Significance and Claims
The paper claims that while directly surrogating high-order kernels with MLPs is fundamentally limited by the inability to achieve the necessary polynomial consistency for convergence, surrogating the solution of the underlying linear systems offers a viable pathway for computational acceleration. The linear system surrogate successfully bridges the gap between Lagrangian flexibility and high-order accuracy for second-order approximations, providing a genuine computational advantage (up to $5\times$ speedup) for applications requiring moderate accuracy.

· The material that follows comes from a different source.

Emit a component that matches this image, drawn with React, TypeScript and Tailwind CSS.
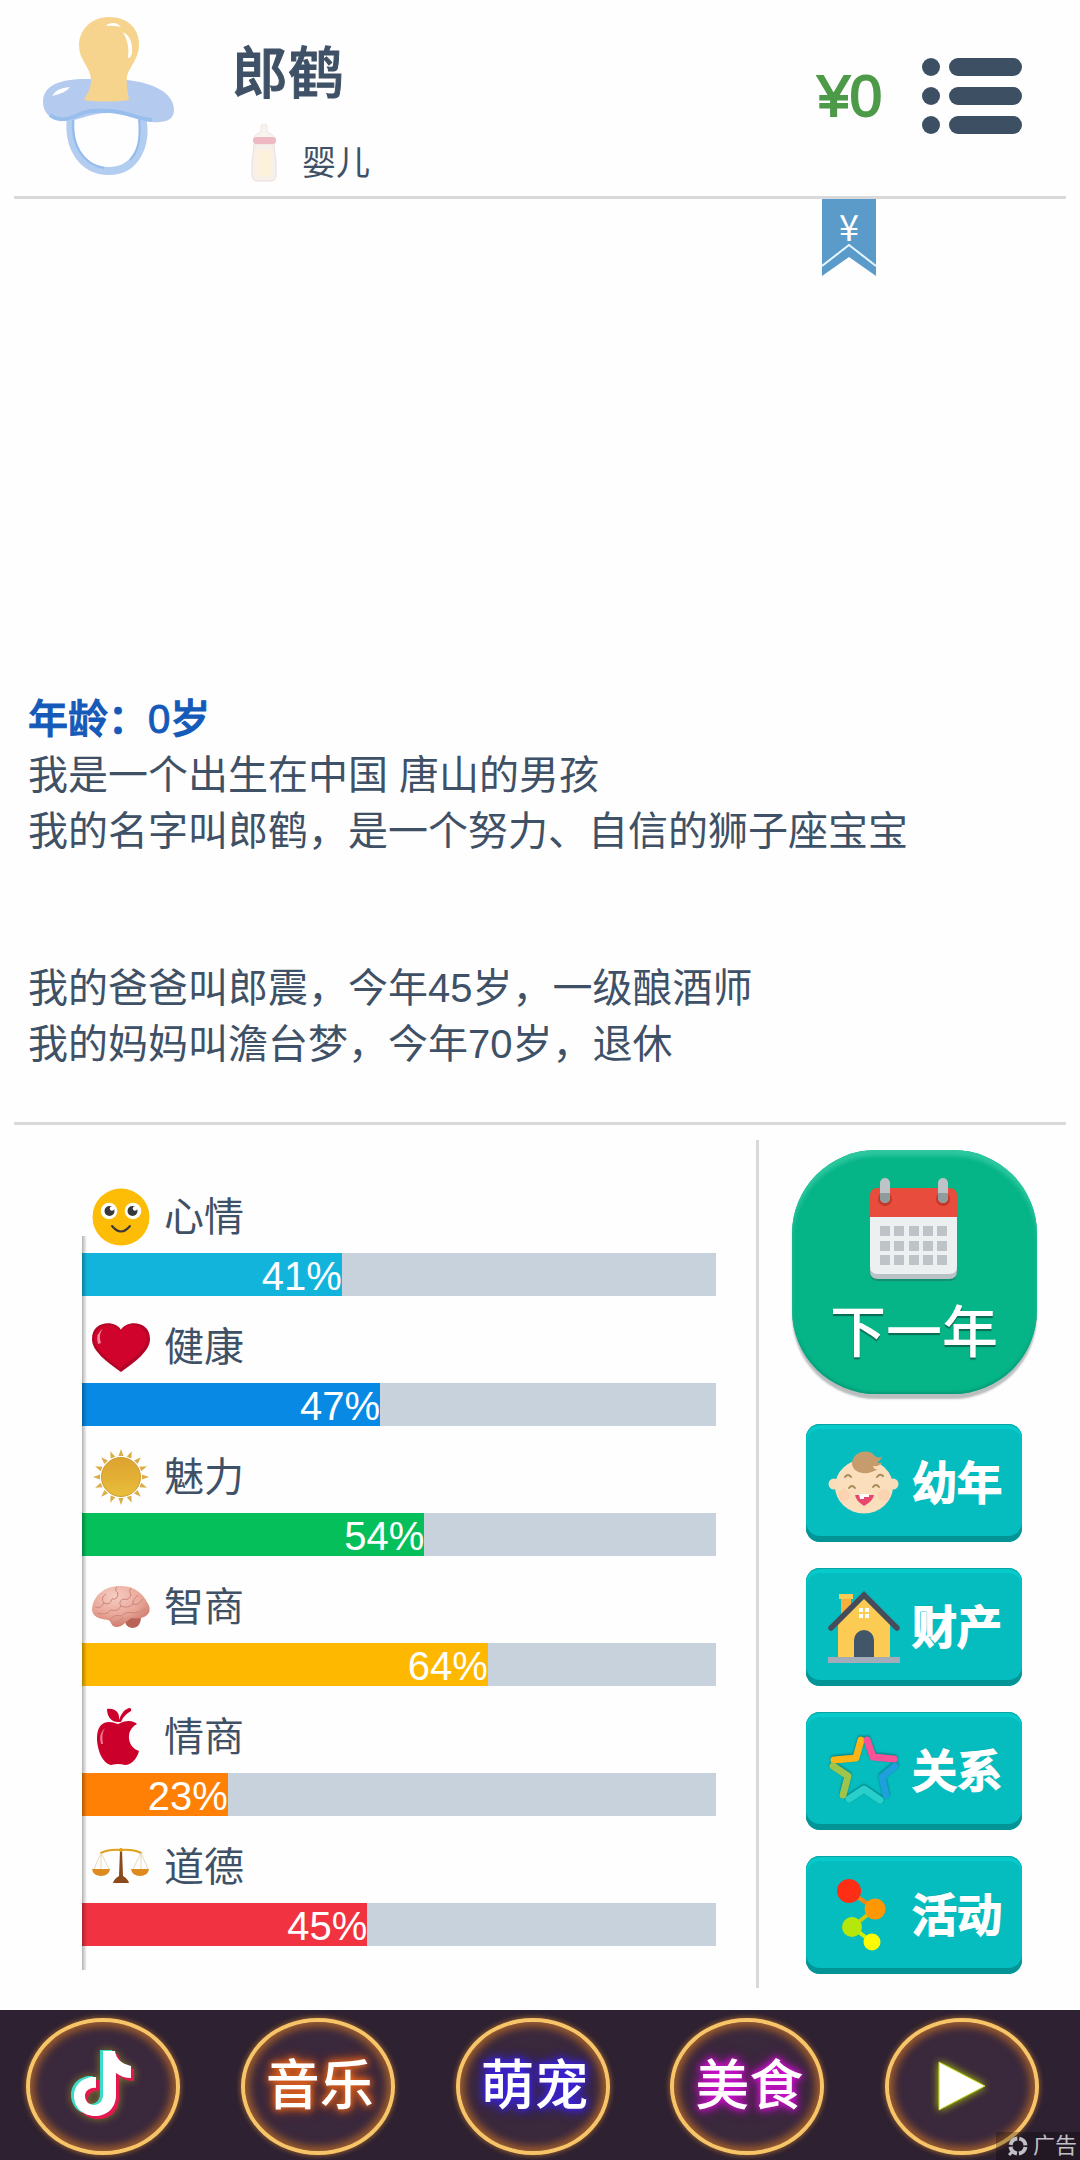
import type { ReactNode } from 'react';

interface Stat {
  label: string;
  value: number;
  color: string;
  icon: ReactNode;
}

interface MenuItem {
  label: string;
  icon: ReactNode;
}

interface AdItem {
  label: string;
  glow?: string;
  icon?: ReactNode;
}

const PacifierIcon = () => (
  <svg viewBox="42 16 132 160" className="h-[160px] w-[132px] shrink-0">
    <path d="M71 116C67 148 83 171 109 171C135 171 148 146 142 116" fill="none" stroke="#b3cdf1" strokeWidth="8" />
    <path d="M73 118C71 144 82 164 104 168M139 118C141 140 138 152 130 160" fill="none" stroke="#93bbec" strokeWidth="2" />
    <path
      d="M43 102C43 84 62 78 92 79L128 80C152 83 174 92 174 110C174 120 165 123 152 122C138 120 128 112 108 113C90 113 76 122 64 121C52 120 43 114 43 102Z"
      fill="#b4cbef"
    />
    <path d="M50 115C58 121 66 120 78 115C90 109 98 111 108 111C126 111 136 119 152 120" fill="none" stroke="#98beee" strokeWidth="4" />
    <path
      d="M109 17C92 17 79 29 79 46C79 60 91 68 91 80C91 90 86 95 84 100C96 102 116 102 129 100C128 94 126 84 127 77C129 66 139 60 139 44C139 28 127 17 109 17Z"
      fill="#f7d48e"
    />
    <path d="M106 26Q108 23 113 23Q118 23 121 27Q113 25 106 26ZM123 32Q133 37 132 53Q131 58 128 58Q130 44 123 32Z" fill="#fff" />
    <path d="M52 96Q56 88 70 87Q66 93 52 96Z" fill="#fff" />
  </svg>
);

const BottleIcon = () => (
  <svg viewBox="0 0 28 58" className="h-[58px] w-[28px]">
    <path d="M11 3Q11 0 14 0Q17 0 17 3L17 8Q24 11 24 14H4Q4 11 11 8Z" fill="#f7f3ef" stroke="#eee5e1" />
    <path d="M4 20H24C24 28 26 32 26 40C26 50 27 57 21 57H7C1 57 2 50 2 40C2 32 4 28 4 20Z" fill="#f7f0ea" stroke="#e9ded9" />
    <path d="M7 26H21C20 32 22 38 21 51Q14 54 7 51C6 38 8 32 7 26Z" fill="#fcf2dc" />
    <rect x="3" y="13" width="23" height="7" rx="3" fill="#efb9c3" />
  </svg>
);

const ListIcon = () => (
  <svg viewBox="0 0 100 76" className="h-[76px] w-[100px]" fill="#3d4f63">
    {[0, 29, 58].map((y) => (
      <g key={y}>
        <circle cx="9" cy={y + 9} r="9" />
        <rect x="27" y={y} width="73" height="18" rx="9" />
      </g>
    ))}
  </svg>
);

const SmileIcon = () => (
  <svg viewBox="0 0 58 58" className="size-[58px]">
    <circle cx="29" cy="29" r="28.5" fill="#fdbc06" />
    <circle cx="17" cy="23" r="8.3" fill="#fff" />
    <circle cx="41" cy="23" r="8.3" fill="#fff" />
    <circle cx="17.5" cy="23" r="5" fill="#38383a" />
    <circle cx="40.5" cy="23" r="5" fill="#38383a" />
    <circle cx="20" cy="20.5" r="2.2" fill="#fff" />
    <circle cx="43" cy="20.5" r="2.2" fill="#fff" />
    <path d="M20 38Q29 49 38 38" fill="none" stroke="#38383a" strokeWidth="2" strokeLinecap="round" />
  </svg>
);

const HeartIcon = () => (
  <svg viewBox="0 0 58 58" className="size-[58px]">
    <path d="M29 12C24 2 0 2 0 21C0 33 14 43 29 54C44 43 58 33 58 21C58 2 34 2 29 12Z" fill="#b30526" />
    <path d="M28 13C23 4 2 5 2 21C3 32 14 40 28 50C42 40 55 31 55 21C55 5 33 3 28 13Z" fill="#d0032c" />
    <path d="M11 11Q3 15 6 26L9 25Q6 16 11 11Z" fill="#f08a9c" />
  </svg>
);

const SunIcon = () => (
  <svg viewBox="0 0 58 58" className="size-[58px]">
    <defs>
      <linearGradient id="sun" x1="0" y1="0" x2="0" y2="1">
        <stop offset="0" stopColor="#dda22f" />
        <stop offset="1" stopColor="#e8be3a" />
      </linearGradient>
    </defs>
    {Array.from({ length: 16 }, (_, i) => (
      <path key={i} d="M29 1L31.5 8H26.5Z" fill="#dcac45" transform={`rotate(${i * 22.5} 29 29)`} />
    ))}
    <circle cx="29" cy="29" r="19.5" fill="url(#sun)" stroke="#cf9c35" />
  </svg>
);

const BrainIcon = () => (
  <svg viewBox="0 0 58 58" className="size-[58px]">
    <defs>
      <radialGradient id="brain" cx="0.4" cy="0.25" r="0.8">
        <stop offset="0" stopColor="#f6cdc2" />
        <stop offset="0.6" stopColor="#e8a597" />
        <stop offset="1" stopColor="#c97465" />
      </radialGradient>
    </defs>
    <path d="M33 40Q32 49 40 50Q49 50 49 38Z" fill="#b96357" />
    <path
      d="M0 31C1 18 12 8 28 8C42 7 52 17 55 24C58 28 59 34 55 37C52 40 46 41 40 40C34 42 32 49 24 49C18 48 20 43 16 42C8 41 0 39 0 31Z"
      fill="url(#brain)"
    />
    <g fill="none" stroke="#cb8678" strokeWidth="1">
      <path d="M3 29Q9 31 12 25Q8 20 14 16M12 25Q18 28 20 21Q26 22 26 15Q22 12 25 9" />
      <path d="M5 35Q14 38 19 32Q26 34 29 28Q26 24 31 21Q37 23 39 17Q36 13 39 10" />
      <path d="M18 42Q22 36 29 38Q35 33 41 35Q48 35 53 31M29 28Q36 31 41 26Q47 28 51 21M41 26Q40 22 46 17M21 47Q28 44 31 39" />
    </g>
  </svg>
);

const AppleIcon = () => (
  <svg viewBox="0 0 58 58" className="size-[58px]" fill="#cb002b">
    <path d="M26 16C35 11 42 13 45 16C33 22 35 39 47 43C45 51 39 57 33 57Q30 56 26 56Q23 56 19 57C10 55 5 41 5 30C5 15 14 11 26 16Z" />
    <path d="M26 14C19 14 15 8 15 1C23 0 28 4 27 12C29 7 31 2 37 0Q40 0 39 3C34 6 31 9 29 14Z" />
    <path d="M13 20Q6 26 9 36L11 36Q9 26 13 20Z" fill="#ee7f93" />
  </svg>
);

const ScalesIcon = () => (
  <svg viewBox="0 0 58 58" className="size-[58px]">
    <path d="M9 15Q17 11 29 12Q41 11 49 15" fill="none" stroke="#e0a01c" strokeWidth="2" strokeLinecap="round" />
    <path d="M9 15L2 31M9 15V31M9 15L17 31M49 15L41 31M49 15V31M49 15L56 31" fill="none" stroke="#e2cfae" strokeWidth="0.8" />
    <path d="M0 31H18Q17 38 9 38Q1 38 0 31ZM39 31H57Q56 38 48 38Q40 38 39 31Z" fill="#dd8b1e" />
    <path d="M28 12H30L31 38Q36 41 37 45H21Q22 41 27 38Z" fill="#8a4a1b" />
    <circle cx="29" cy="12" r="2" fill="#e0a01c" />
  </svg>
);

const CalendarIcon = () => (
  <svg viewBox="0 0 88 103" className="h-[103px] w-[88px]">
    <path d="M0 40H87V95Q87 103 79 103H8Q0 103 0 95Z" fill="#1c7a5e" opacity="0.6" />
    <path d="M0 40H87V93Q87 101 79 101H8Q0 101 0 93Z" fill="#b9c3c7" />
    <path d="M0 38H87V88Q87 96 79 96H8Q0 96 0 88Z" fill="#ecf0f1" />
    <path d="M0 39V18Q0 10 8 10H79Q87 10 87 18V39Z" fill="#e74c3c" />
    {[10, 68].map((x) => (
      <g key={x}>
        <circle cx={x + 5} cy="21" r="7" fill="#c0392b" />
        <rect x={x} y="0" width="10" height="25" rx="5" fill="#bdc3c7" />
        <path d={`M${x} 15h10v5a5 5 0 0 1-10 0Z`} fill="#8f9b9c" />
      </g>
    ))}
    {[48, 63, 77].map((y) =>
      [10, 24, 39, 53, 67].map((x) => <rect key={`${x}-${y}`} x={x} y={y} width="10" height="10" fill="#bdc3c7" />)
    )}
  </svg>
);

const BabyIcon = () => (
  <svg viewBox="0 0 72 72" className="size-[72px]">
    <circle cx="6" cy="37" r="5.5" fill="#fbdcb8" />
    <circle cx="65" cy="37" r="5.5" fill="#fbdcb8" />
    <ellipse cx="36" cy="39.5" rx="29" ry="27" fill="#fbdfbd" />
    <circle cx="16" cy="48" r="6" fill="#fbd3b1" />
    <circle cx="56" cy="48" r="6" fill="#fbd3b1" />
    <path d="M24 17C24 4 41 1 47 9Q51 12 54 9Q53 14 49 15Q53 17 55 15Q51 20 45 19Q46 23 50 22C40 29 25 27 24 17Z" fill="#c69c6d" />
    <g fill="none" stroke="#a98a5d" strokeWidth="2" strokeLinecap="round">
      <path d="M17 30Q20 26 23 30M49 30Q52 26 55 29M21 41Q24 37 27 41M45 40Q48 36 51 40" />
    </g>
    <path d="M27 48H46Q45 54 36 59Q28 54 27 48Z" fill="#e8486d" />
    <path d="M31 47H41V50H36V52H32Z" fill="#fff" />
  </svg>
);

const HouseIcon = () => (
  <svg viewBox="0 0 72 72" className="size-[72px]">
    <path d="M13 7H23V22L13 28Z" fill="#f6ae3c" />
    <rect x="11" y="3" width="14" height="5" fill="#fccb54" />
    <path d="M10 66V30L36 5L62 30V66Z" fill="#fccb54" />
    <path d="M3 37L36 4L69 37" fill="none" stroke="#474c5b" strokeWidth="5.5" strokeLinecap="round" />
    <path d="M26 66V49A10 10 0 0 1 46 49V66Z" fill="#42566a" />
    <path d="M31 17H35V21H31ZM37 17H41V21H37ZM31 23H35V27H31ZM37 23H41V27H37Z" fill="#fff" />
    <rect y="66" width="72" height="6" fill="#a4abb9" />
  </svg>
);

const StarIcon = () => (
  <svg
    viewBox="0 0 72 72"
    className="size-[72px] drop-shadow-[0_-1px_1px_#04777a]"
    fill="none"
    strokeWidth="7"
    strokeLinejoin="round"
    strokeLinecap="round"
  >
    <path d="M33 5L28 23L6 25" stroke="#fdb515" />
    <path d="M39 5L45 22L66 24" stroke="#f75397" />
    <path d="M67 31L54 42L58 60" stroke="#1da0dc" />
    <path d="M21 64L36 54L52 65" stroke="#29cfcb" />
    <path d="M5 31L20 41L15 60" stroke="#9dc44b" />
  </svg>
);

const NodesIcon = () => (
  <svg viewBox="0 0 72 72" className="size-[72px]">
    <path d="M21 12L47 30" stroke="#f0851a" strokeWidth="4" />
    <path d="M47 30L24 48" stroke="#d3c80c" strokeWidth="4" />
    <path d="M24 48L44 63" stroke="#d3ee06" strokeWidth="4" />
    <circle cx="21" cy="12" r="12" fill="#fd2e14" />
    <circle cx="47" cy="30" r="10.5" fill="#ff9705" />
    <circle cx="24" cy="48" r="10" fill="#b5e80a" />
    <circle cx="44" cy="63" r="8.5" fill="#fcfb05" />
  </svg>
);

const notePath =
  'M36 2H48C49 10 55 15 64 17V29C58 29 53 27 49 24V46C49 59 40 67 28 67S7 58 7 47C7 35 17 27 29 28V39C23 38 18 42 18 47C18 52 22 56 27 56S36 52 36 46Z';

const NoteIcon = () => (
  <svg viewBox="0 0 72 74" className="h-[74px] w-[72px] drop-shadow-[0_0_4px_#8a7a2a]">
    <path d={notePath} fill="#39dcc8" transform="translate(-3 -1)" />
    <path d={notePath} fill="#e5174f" transform="translate(3 3)" />
    <path d={notePath} fill="#fff" />
  </svg>
);

const PlayIcon = () => (
  <svg viewBox="0 0 48 50" className="h-[50px] w-[48px] drop-shadow-[0_0_4px_#b7d400]">
    <path d="M1 1L47 25L1 49Z" fill="#fff" stroke="#c4d92a" strokeWidth="1" />
  </svg>
);

const stats: Stat[] = [
  { label: '心情', value: 41, color: 'bg-[#13b4dc]', icon: <SmileIcon /> },
  { label: '健康', value: 47, color: 'bg-[#088ae4]', icon: <HeartIcon /> },
  { label: '魅力', value: 54, color: 'bg-[#05bf5b]', icon: <SunIcon /> },
  { label: '智商', value: 64, color: 'bg-[#ffb800]', icon: <BrainIcon /> },
  { label: '情商', value: 23, color: 'bg-[#ff8005]', icon: <AppleIcon /> },
  { label: '道德', value: 45, color: 'bg-[#f13341]', icon: <ScalesIcon /> },
];

const menu: MenuItem[] = [
  { label: '幼年', icon: <BabyIcon /> },
  { label: '财产', icon: <HouseIcon /> },
  { label: '关系', icon: <StarIcon /> },
  { label: '活动', icon: <NodesIcon /> },
];

const ads: AdItem[] = [
  { label: '抖音', icon: <NoteIcon /> },
  { label: '音乐', glow: '[text-shadow:0_0_6px_#e8641c,0_0_10px_#e8641c,0_0_14px_#c2501a]' },
  { label: '萌宠', glow: '[text-shadow:0_0_6px_#3a22e0,0_0_10px_#3a22e0,0_0_14px_#3a22e0]' },
  { label: '美食', glow: '[text-shadow:0_0_6px_#d010d0,0_0_10px_#d010d0,0_0_14px_#a010a0]' },
  { label: '播放', icon: <PlayIcon /> },
];

function Header() {
  return (
    <header className="flex items-center pt-[10px] pr-[58px] pb-[14px] pl-[42px]">
      <PacifierIcon />
      <div className="ml-[58px] flex flex-1 flex-col gap-[18px] pt-8">
        <h1 className="text-[56px] leading-[64px] font-medium [-webkit-text-stroke:1px]">郎鹤</h1>
        <div className="flex items-end gap-6 pl-[18px]">
          <BottleIcon />
          <span className="text-[34px] leading-[38px]">婴儿</span>
        </div>
      </div>
      <span className="mr-10 text-[58px] leading-[64px] text-[#4d9a49] [-webkit-text-stroke:2px]">¥0</span>
      <button type="button" aria-label="菜单">
        <ListIcon />
      </button>
    </header>
  );
}

function LifeLog() {
  return (
    <main className="relative flex flex-1 flex-col justify-end px-7 pb-[50px] text-[40px] leading-[56px]">
      <button type="button" className="absolute top-0 right-[204px] h-[77px] w-[54px] text-white">
        <svg viewBox="0 0 54 77" className="absolute inset-0 size-full">
          <path d="M0 0H54V77L27 58L0 77Z" fill="#5b9bca" />
          <path d="M0 67L27 46L54 67" fill="none" stroke="#e6f7ff" strokeWidth="2" />
        </svg>
        <span className="absolute inset-x-0 top-0 text-center font-['Noto_Sans_CJK_SC',sans-serif] text-[36px] leading-[52px]">
          ¥
        </span>
      </button>
      <h2 className="font-medium text-[#155ab8] [-webkit-text-stroke:1px]">年龄：0岁</h2>
      <p>我是一个出生在中国 唐山的男孩</p>
      <p>我的名字叫郎鹤，是一个努力、自信的狮子座宝宝</p>
      <p className="mt-[101px]">我的爸爸叫郎震，今年45岁，一级酿酒师</p>
      <p>我的妈妈叫澹台梦，今年70岁，退休</p>
    </main>
  );
}

function StatRow({ label, value, color, icon }: Stat) {
  return (
    <div className="pt-[22px]">
      <div className="mb-[7px] flex items-center gap-[14px] pl-[10px]">
        {icon}
        <span className="text-[40px] leading-[58px]">{label}</span>
      </div>
      <div role="meter" aria-label={label} aria-valuenow={value} aria-valuemin={0} aria-valuemax={100} className="bg-[#c8d2dc]">
        <div
          className={`${color} pt-[3px] text-right text-[40px] leading-[40px] text-white`}
          style={{ width: `${value}%` }}
        >
          {value}%
        </div>
      </div>
    </div>
  );
}

function ActionPanel() {
  return (
    <nav className="flex w-[321px] flex-col items-center gap-[26px] pt-[25px] pr-[21px] pb-9 pl-[10px] text-white">
      <button
        type="button"
        className="mb-1 flex h-[244px] w-[245px] flex-col items-center gap-6 rounded-[84px] bg-[#05b487] pt-7 shadow-[inset_0_6px_4px_#2ec79f,inset_0_-2px_3px_#049a78,0_5px_2px_#b9bdbd]"
      >
        <CalendarIcon />
        <span className="text-[56px] leading-[56px] font-medium [text-shadow:0_2px_1px_#0b6a52]">下一年</span>
      </button>
      {menu.map((item) => (
        <button
          key={item.label}
          type="button"
          className="flex h-[118px] w-[216px] items-center gap-3 rounded-[14px] bg-[#05bdbf] pl-[22px] shadow-[inset_0_1px_1px_#0d9fa2,inset_0_5px_1px_#06cccb,inset_0_-6px_0_#059496]"
        >
          {item.icon}
          <span className="pt-1 text-[45px] leading-[56px] font-medium [-webkit-text-stroke:2px] [text-shadow:0_-1px_1px_#047577]">
            {item.label}
          </span>
        </button>
      ))}
    </nav>
  );
}

function AdBanner() {
  return (
    <footer className="relative flex h-[150px] items-center justify-between bg-[#2e2131] pt-[2px] pr-[41px] pl-[26px]">
      {ads.map((ad) => (
        <a
          key={ad.label}
          href="#"
          aria-label={ad.label}
          className="flex h-[137px] w-[154px] items-center justify-center rounded-[50%] border-[4px] border-[#f8c468] bg-[#3a283c] shadow-[inset_0_0_8px_4px_#a5602a,0_0_5px_1px_#8a5a30]"
        >
          {ad.icon ?? (
            <span className={`pl-1 text-[54px] leading-[60px] font-medium whitespace-nowrap text-white ${ad.glow}`}>
              {ad.label}
            </span>
          )}
        </a>
      ))}
      <div className="absolute right-0 bottom-0 flex items-center gap-[5px] bg-black/25 pr-[3px] pl-3 text-[22px] leading-[28px] text-[#c3bfc6]">
        <svg viewBox="0 0 20 20" className="size-5" fill="none" stroke="currentColor">
          <circle cx="10" cy="10" r="7.5" strokeWidth="4" strokeDasharray="9.8 2" strokeDashoffset="-1" />
          <path d="M1 19L5 15" strokeWidth="3" />
        </svg>
        广告
      </div>
    </footer>
  );
}

export default function App() {
  return (
    <div className="flex min-h-screen flex-col bg-[#fefefe] font-['Liberation_Sans','Noto_Sans_CJK_SC',sans-serif] text-[#3f5166]">
      <Header />
      <hr className="mx-[14px] border-t-[3px] border-[#d9d9dc]" />
      <LifeLog />
      <hr className="mx-[14px] border-t-[3px] border-[#d9d9dc]" />
      <div className="flex">
        <section className="flex-1 pt-[41px] pr-10 pb-16 pl-[82px]">
          <div className="relative">
            {stats.map((stat) => (
              <StatRow key={stat.label} {...stat} />
            ))}
            {/* left axis shadow, lies over the bars */}
            <div className="absolute top-[70px] -bottom-6 left-0 w-[5px] bg-linear-to-r from-black/30 to-transparent" />
          </div>
        </section>
        <div className="mt-[15px] mb-[22px] w-[3px] bg-[#d9d9dc]" />
        <ActionPanel />
      </div>
      <AdBanner />
    </div>
  );
}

However, the authors modestly conclude that the proposed framework is currently unsuitable for higher-order approximations (beyond second-order) due to the extreme sensitivity of the linear systems to prediction errors. The study highlights that the trade-off between model capacity (accuracy) and inference speed, combined with the spectral bias of neural networks, currently limits the operating regime of these surrogates. Future work would require either approximating differential operators directly or embedding polynomial consistency as hard constraints to overcome these barriers.